• EXERCISE GOAL: Please write the listing below out again exactly, leaving every picture behind.

• DATA:
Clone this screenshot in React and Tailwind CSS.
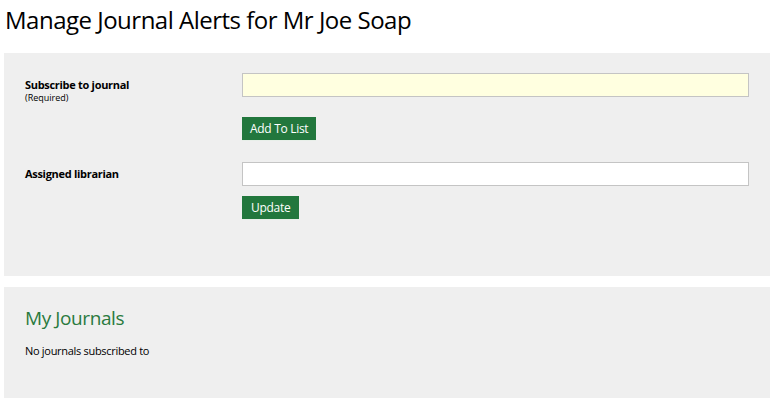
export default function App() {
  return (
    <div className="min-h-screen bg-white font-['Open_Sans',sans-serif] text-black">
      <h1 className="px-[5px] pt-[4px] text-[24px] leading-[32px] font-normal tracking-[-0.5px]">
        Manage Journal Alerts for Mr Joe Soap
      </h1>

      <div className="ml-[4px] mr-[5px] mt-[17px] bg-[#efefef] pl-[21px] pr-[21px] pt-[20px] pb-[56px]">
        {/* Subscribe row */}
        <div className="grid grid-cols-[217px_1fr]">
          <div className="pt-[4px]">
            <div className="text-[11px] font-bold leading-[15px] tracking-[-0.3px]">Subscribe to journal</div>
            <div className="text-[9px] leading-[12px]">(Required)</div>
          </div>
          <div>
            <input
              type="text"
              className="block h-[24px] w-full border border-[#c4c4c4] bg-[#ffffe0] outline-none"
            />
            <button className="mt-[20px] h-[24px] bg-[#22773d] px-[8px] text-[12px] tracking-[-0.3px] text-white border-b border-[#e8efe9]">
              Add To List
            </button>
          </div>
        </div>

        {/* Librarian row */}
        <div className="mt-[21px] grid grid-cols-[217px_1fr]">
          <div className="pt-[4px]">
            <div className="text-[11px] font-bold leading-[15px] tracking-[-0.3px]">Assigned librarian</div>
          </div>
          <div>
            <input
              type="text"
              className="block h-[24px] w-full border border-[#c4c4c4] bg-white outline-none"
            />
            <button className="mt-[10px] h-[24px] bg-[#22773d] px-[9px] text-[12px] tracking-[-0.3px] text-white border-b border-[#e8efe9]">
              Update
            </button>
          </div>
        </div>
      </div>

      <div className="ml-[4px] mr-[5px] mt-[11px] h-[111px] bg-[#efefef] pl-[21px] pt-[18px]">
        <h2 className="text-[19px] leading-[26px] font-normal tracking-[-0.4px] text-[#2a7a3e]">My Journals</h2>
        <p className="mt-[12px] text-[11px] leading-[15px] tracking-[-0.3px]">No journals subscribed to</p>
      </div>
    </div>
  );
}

• RESPONSE TO THIS TASK:
Clone this screenshot in React and Tailwind CSS.
export default function App() {
  return (
    <div className="min-h-screen bg-white font-['Open_Sans',sans-serif] text-black">
      <h1 className="px-[5px] pt-[4px] text-[24px] leading-[32px] font-normal tracking-[-0.5px]">
        Manage Journal Alerts for Mr Joe Soap
      </h1>

      <div className="ml-[4px] mr-[5px] mt-[17px] bg-[#efefef] pl-[21px] pr-[21px] pt-[20px] pb-[56px]">
        {/* Subscribe row */}
        <div className="grid grid-cols-[217px_1fr]">
          <div className="pt-[4px]">
            <div className="text-[11px] font-bold leading-[15px] tracking-[-0.3px]">Subscribe to journal</div>
            <div className="text-[9px] leading-[12px]">(Required)</div>
          </div>
          <div>
            <input
              type="text"
              className="block h-[24px] w-full border border-[#c4c4c4] bg-[#ffffe0] outline-none"
            />
            <button className="mt-[20px] h-[24px] bg-[#22773d] px-[8px] text-[12px] tracking-[-0.3px] text-white border-b border-[#e8efe9]">
              Add To List
            </button>
          </div>
        </div>

        {/* Librarian row */}
        <div className="mt-[21px] grid grid-cols-[217px_1fr]">
          <div className="pt-[4px]">
            <div className="text-[11px] font-bold leading-[15px] tracking-[-0.3px]">Assigned librarian</div>
          </div>
          <div>
            <input
              type="text"
              className="block h-[24px] w-full border border-[#c4c4c4] bg-white outline-none"
            />
            <button className="mt-[10px] h-[24px] bg-[#22773d] px-[9px] text-[12px] tracking-[-0.3px] text-white border-b border-[#e8efe9]">
              Update
            </button>
          </div>
        </div>
      </div>

      <div className="ml-[4px] mr-[5px] mt-[11px] h-[111px] bg-[#efefef] pl-[21px] pt-[18px]">
        <h2 className="text-[19px] leading-[26px] font-normal tracking-[-0.4px] text-[#2a7a3e]">My Journals</h2>
        <p className="mt-[12px] text-[11px] leading-[15px] tracking-[-0.3px]">No journals subscribed to</p>
      </div>
    </div>
  );
}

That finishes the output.